Hi, I recently bought a refurbished Thinkpad. It came with
Win 98SE loaded, a COA but no CD of the operating system (I
knew that when I bought it). The COA sticker has the Win
98SE product key printed on it. There's no installation
folder on the hard drive.

I also run Win 98SE on my desktop. Can't find the Win98SE
upgrade CD, but I have a collection of diskettes/CD's all
the way from MS-DOS to Win 98. For the desktop I made a
boot diskette with CD drivers, then burned a recovery CD
with the CAB files etc. from the installation folder plus
some useful utilities, so I can reload 98SE. (I retrieved
the desktop's product key from the registry.)

Question #1: if I ever need to reinstall Win 98SE on the
laptop, can I use the CD I burned with the CAB files from
my desktop, and the product key on the laptop's COA?


Yes you can use that Windows 98SE installation CD, but no, just use the same
Product Key that came with the system from which you derived the CD. Provided
you have two licenses, it doesn't really matter how you manage to install the
system, and the COA's Product Key will likely not work for that CD.

I guess I'd have to create a new boot diskette for the laptop
to make sure I had the correct CD driver, right?

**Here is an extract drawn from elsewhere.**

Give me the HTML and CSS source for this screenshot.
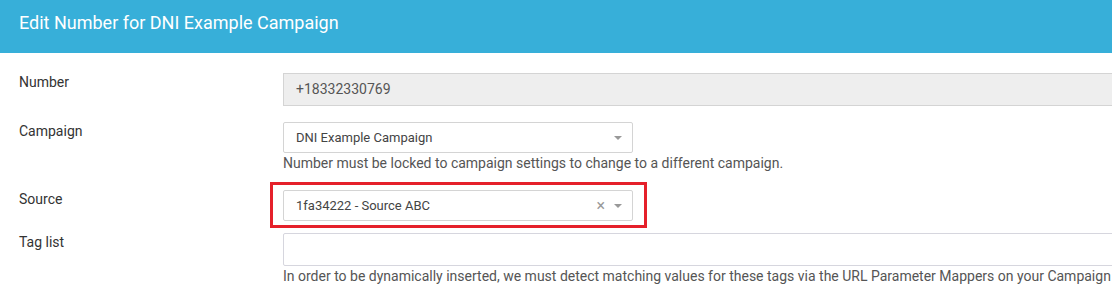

No, all Win98/98SE floppy startup disks are pretty much the same and usually
include any CD driver that might be needed. The problem with some laptops is
that you can't run a CD and a floppy at the same time. If you are in that
situation, then you should visit www.bootdisk.com and learn how to make a
bootable CD to replace the startup disk. You can even add the Windows 98SE
installation files to that same CD.


Question #2: The latest full operating system I have is
Windows 3.11. Thereafter I just have upgrade versions. If
one of these systems requires an OS reload, am I correct in
thinking that I would have to start by reloading Win 3.11,
then upgrading to Win 95, then Win 98, then Win 98SE?


No, you don't need to preinstall the eligible OS, you only need to show Setup
the eligible item (the earlier version) during installation. In your case, you'd
start Windows 98SE Setup, and at about the same time as it asks for the Product
Key, it will also note that you have an Upgrade CD and will ask for proof of
eligibility. Show it either a Win95 CD (any kind), or the Win98 CD (upgrade,
full, OEM, matters not.) Try not to use a floppy disk set, since it will want to
see several disks--messier and more time consuming.